I'm also going to argue that we are rapidly adapting our schedules to more broadly match regions around us rather than just following the sun. Business hours and school hours have been shifting later in the day in the US, and I have a feeling a large part of that is due to more constant contact with Europe being hours ahead. The majority of people don't know or feel the subtle tug of the global community towards a unified activity time block, but I think it is happening.


> You are just moving complexity though

changing to UTC everywhere is moving complexity, I stand by the "keep the complexity where we have it already" :)

> Right now, while you can assume at 11:30 AM public transportation is available, you have to look up what actual time zone wherever you are going is in and do math to figure out when that is for you.

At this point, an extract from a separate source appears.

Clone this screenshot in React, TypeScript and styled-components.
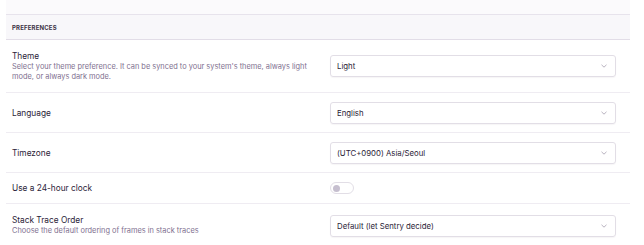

well, no. If I book a flight/bus/train it says that I get somewhere at 11:45 local time, they don't give me zulu time.

But assuming they'd tell me the hours in _my_ time, the complexity of doing a 2 digit sum is, IMVHO, not a major complexity over looking up what the time zone is (or equivalently, what the "beginning of the day" is locally).

It is possible that we are undergoing a shift towards more unified time. But for what is worth, I can tell you that the time shift in Italy over the last twenty years has been in the same direction as yours (e.g. TV prime time used to be 20:00, then 20:30, now it's 21:00), so maybe europe's being pulled from east asia being pulled from americas being pulled from europe ad infinitum.


> changing to UTC everywhere is moving complexity, I stand by the "keep the complexity where we have it already" :)

Like I said, it eliminates the class of complexity that matters. Scheduling appointments and synchronizing people across time zones, something more common today, and will become more common forever into the future, and will become absurd once we have regular space travel, is a much larger cost set than when people move across what are currently time zones permanently, and need to adapt to getting up or doing things at different numerical times habitually.

> well, no. ..... so maybe europe's being pulled from east asia being pulled from americas being pulled from europe ad infinitum.

They won't tell you the hours in your time, and if they do, they are doing time zone conversion math already. Right off the bat, you have undue overhead in communicating time. The question is that people would be used to having the "day" be between a certain set of hours in one place, and then by migrating across what was a zone boundary what they would expect is now an hour off from their internal clock, because most people still behave in some synchrony with the sun.

1. You won't avoid someones internal clock being off by moving into an area of different daylight hours. To note, time zones only make the number match by longitude as well, latitudinally crossing the equator or going extreme distances north or south produces the same effect (different areas have different patterns of awakeness based on the availably of the sun) so that will already offset regular operating hours of various things, just moving north or south. Using UTC universally makes that concept ubiquitous as well, rather than having the disparity that moving east or west "changes' the time, but going north or south doesn't, but going anywhere societies change the operating schedules.

Like I said, I think it is much easier on anyone considering business to have a unified time standard, and accept that the hours of public services and resources will be different wherever they go, instead of converting time across zones for purposes of communication or meetings.


> Business hours and school hours have been shifting later in the day in the US, and I have a feeling a large part of that is due to more constant contact with Europe being hours ahead.

For the US to get more of its workday in contact with the European workday, it would have to shift it earlier in the day, which is the exact opposite of what you're saying.